In FIG. 17, the OTT connection 1716 has been drawn abstractly to illustrate the communication between the host computer 1702 and the UE 1714 via the base station 1718 without explicit reference to any intermediary devices and the precise routing of messages via these devices. The network infrastructure may determine the routing, which may be configured to hide from the UE 1714 or from the service provider operating the host computer 1702, or both. While the OTT connection 1716 is active, the network infrastructure may further take decisions by which it dynamically changes the routing (e.g., on the basis of load balancing consideration or reconfiguration of the network).

The wireless connection 1726 between the UE 1714 and the base station 1718 is in accordance with the teachings of the embodiments described throughout this disclosure. One or more of the various embodiments improve the performance of OTT services provided to the UE 1714 using the OTT connection 1716, in which the wireless connection 1726 forms the last segment. More precisely, the teachings of these embodiments may improve, e.g., power consumption and thereby provide benefits such as, e.g., extended battery lifetime.

A measurement procedure may be provided for the purpose of monitoring data rate, latency, and other factors on which the one or more embodiments improve. There may further be an optional network functionality for reconfiguring the OTT connection 1716 between the host computer 1702 and the UE 1714, in response to variations in the measurement results. The measurement procedure and/or the network functionality for reconfiguring the OTT connection 1716 may be implemented in the software 1710 and the hardware 1704 of the host computer 1702 or in the software 1740 and the hardware 1734 of the UE 1714, or both. In some embodiments, sensors (not shown) may be deployed in or in association with communication devices through which the OTT connection 1716 passes; the sensors may participate in the measurement procedure by supplying values of the monitored quantities exemplified above, or supplying values of other physical quantities from which the software 1710, 1740 may compute or estimate the monitored quantities. The reconfiguring of the OTT connection 1716 may include message format, retransmission settings, preferred routing, etc.; the reconfiguring need not affect the base station 1718, and it may be unknown or imperceptible to the base station 1718. Such procedures and functionalities may be known and practiced in the art. In certain embodiments, measurements may involve proprietary UE signaling facilitating the host computer 1702's measurements of throughput, propagation times, latency, and the like. The measurements may be implemented in that the software 1710 and 1740 causes messages to be transmitted, in particular empty or ‘dummy’ messages, using the OTT connection 1716 while it monitors propagation times, errors, etc.

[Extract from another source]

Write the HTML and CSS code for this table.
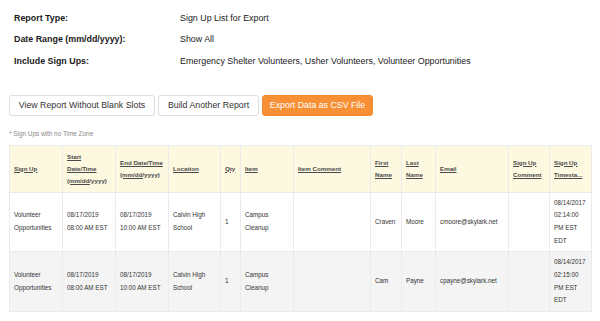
FILE: index.html
```html
<!DOCTYPE html>
<html>
<head>
<meta charset="utf-8">
<link rel="stylesheet" href="styles.css">
</head>
<body>
<div class="page">
  <div class="info">
    <div class="label">Report Type:</div><div class="value">Sign Up List for Export</div>
    <div class="label">Date Range (mm/dd/yyyy):</div><div class="value">Show All</div>
    <div class="label">Include Sign Ups:</div><div class="value">Emergency Shelter Volunteers, Usher Volunteers, Volunteer Opportunities</div>
  </div>
  <div class="actions">
    <button class="btn b1">View Report Without Blank Slots</button>
    <button class="btn b2">Build Another Report</button>
    <button class="btn btn-primary b3">Export Data as CSV File</button>
  </div>
  <div class="note">* Sign Ups with no Time Zone</div>
  <table class="report">
    <colgroup>
      <col class="c-signup"><col class="c-start"><col class="c-end"><col class="c-loc"><col class="c-qty"><col class="c-item"><col class="c-icomm"><col class="c-first"><col class="c-last"><col class="c-email"><col class="c-scomm"><col class="c-ts">
    </colgroup>
    <thead>
      <tr>
        <th><a>Sign Up</a></th>
        <th><a>Start Date/Time (mm/dd/yyyy)</a></th>
        <th><a>End Date/Time (mm/dd/yyyy)</a></th>
        <th><a>Location</a></th>
        <th><a>Qty</a></th>
        <th><a>Item</a></th>
        <th><a>Item Comment</a></th>
        <th><a>First Name</a></th>
        <th><a>Last Name</a></th>
        <th><a>Email</a></th>
        <th><a>Sign Up Comment</a></th>
        <th><a>Sign Up Timesta...</a></th>
      </tr>
    </thead>
    <tbody>
      <tr>
        <td>Volunteer Opportunities</td>
        <td>08/17/2019<br>08:00 AM EST</td>
        <td>08/17/2019<br>10:00 AM EST</td>
        <td>Calvin High School</td>
        <td>1</td>
        <td>Campus Cleanup</td>
        <td></td>
        <td>Craven</td>
        <td>Moore</td>
        <td>cmoore@skylark.net</td>
        <td></td>
        <td>08/14/2017<br>02:14:00<br>PM EST<br>EDT</td>
      </tr>
      <tr class="alt">
        <td>Volunteer Opportunities</td>
        <td>08/17/2019<br>08:00 AM EST</td>
        <td>08/17/2019<br>10:00 AM EST</td>
        <td>Calvin High School</td>
        <td>1</td>
        <td>Campus Cleanup</td>
        <td></td>
        <td>Cam</td>
        <td>Payne</td>
        <td>cpayne@skylark.net</td>
        <td></td>
        <td>08/14/2017<br>02:15:00<br>PM EST<br>EDT</td>
      </tr>
    </tbody>
  </table>
</div>
</body>
</html>
```

FILE: styles.css
```css
html, body {
  margin: 0;
  padding: 0;
  background: #ffffff;
}
body {
  font-family: "Liberation Sans", Arial, Helvetica, sans-serif;
  color: #222;
}
.page {
  padding: 0 10px 0 9px;
}
.info {
  display: grid;
  grid-template-columns: 166px auto;
  grid-auto-rows: 21.5px;
  align-items: center;
  padding: 7px 0 0 5px;
  font-size: 8.9px;
  color: #1a1a1a;
}
.label {
  font-weight: bold;
}
.actions {
  display: flex;
  gap: 3px;
  margin-top: 23px;
}
.btn {
  height: 21px;
  box-sizing: border-box;
  border: 1px solid #dedede;
  border-radius: 3px;
  background: #ffffff;
  color: #333;
  font-family: "Liberation Sans", Arial, sans-serif;
  font-size: 8.8px;
  padding: 0;
  margin: 0;
  white-space: nowrap;
  text-align: center;
}
.b1 { width: 146px; }
.b2 { width: 101px; }
.b3 { width: 111px; }
.btn-primary {
  background: #f78f35;
  border-color: #f08a30;
  color: #ffffff;
}
.note {
  margin-top: 14px;
  font-size: 6.4px;
  color: #8a8a8a;
  height: 11px;
}
.report {
  margin-top: 4px;
  border-collapse: collapse;
  table-layout: fixed;
  width: 582px;
}
.c-signup { width: 53px; }
.c-start { width: 53px; }
.c-end { width: 53px; }
.c-loc { width: 52px; }
.c-qty { width: 20px; }
.c-item { width: 53px; }
.c-icomm { width: 77px; }
.c-first { width: 31px; }
.c-last { width: 34px; }
.c-email { width: 73px; }
.c-scomm { width: 41px; }
.c-ts { width: 42px; }
.report th, .report td {
  border: 1px solid #ebebeb;
  text-align: left;
  vertical-align: middle;
  padding: 4px 4px;
  overflow: hidden;
}
.report th {
  background: #fdf8e0;
  font-size: 6.2px;
  line-height: 12px;
  font-weight: bold;
  height: 35px;
  padding: 5px 4px;
}
.report th a {
  color: #4a4a4a;
  text-decoration: underline;
}
.report td {
  font-size: 6.3px;
  line-height: 12.7px;
  color: #333;
  height: 50px;
}
.report tr.alt td {
  background: #f4f4f4;
}
```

FIG. 18 is a flowchart illustrating a method implemented in a communication system, in accordance with one embodiment. The communication system includes a host computer, a base station, and a UE which may be those described with reference to FIGS. 16 and 17. For simplicity of the present disclosure, only drawing references to FIG. 18 will be included in this section. In step 1800, the host computer provides user data. In sub-step 1802 (which may be optional) of step 1800, the host computer provides the user data by executing a host application. In step 1804, the host computer initiates a transmission carrying the user data to the UE. In step 1806 (which may be optional), the base station transmits to the UE the user data which was carried in the transmission that the host computer initiated, in accordance with the teachings of the embodiments described throughout this disclosure. In step 1808 (which may also be optional), the UE executes a client application associated with the host application executed by the host computer.

FIG. 19 is a flowchart illustrating a method implemented in a communication system, in accordance with one embodiment. The communication system includes a host computer, a base station, and a UE which may be those described with reference to FIGS. 16 and 17. For simplicity of the present disclosure, only drawing references to FIG. 19 will be included in this section. In step 1900 of the method, the host computer provides user data. In an optional sub-step (not shown) the host computer provides the user data by executing a host application. In step 1902, the host computer initiates a transmission carrying the user data to the UE. The transmission may pass via the base station, in accordance with the teachings of the embodiments described throughout this disclosure. In step 1904 (which may be optional), the UE receives the user data carried in the transmission.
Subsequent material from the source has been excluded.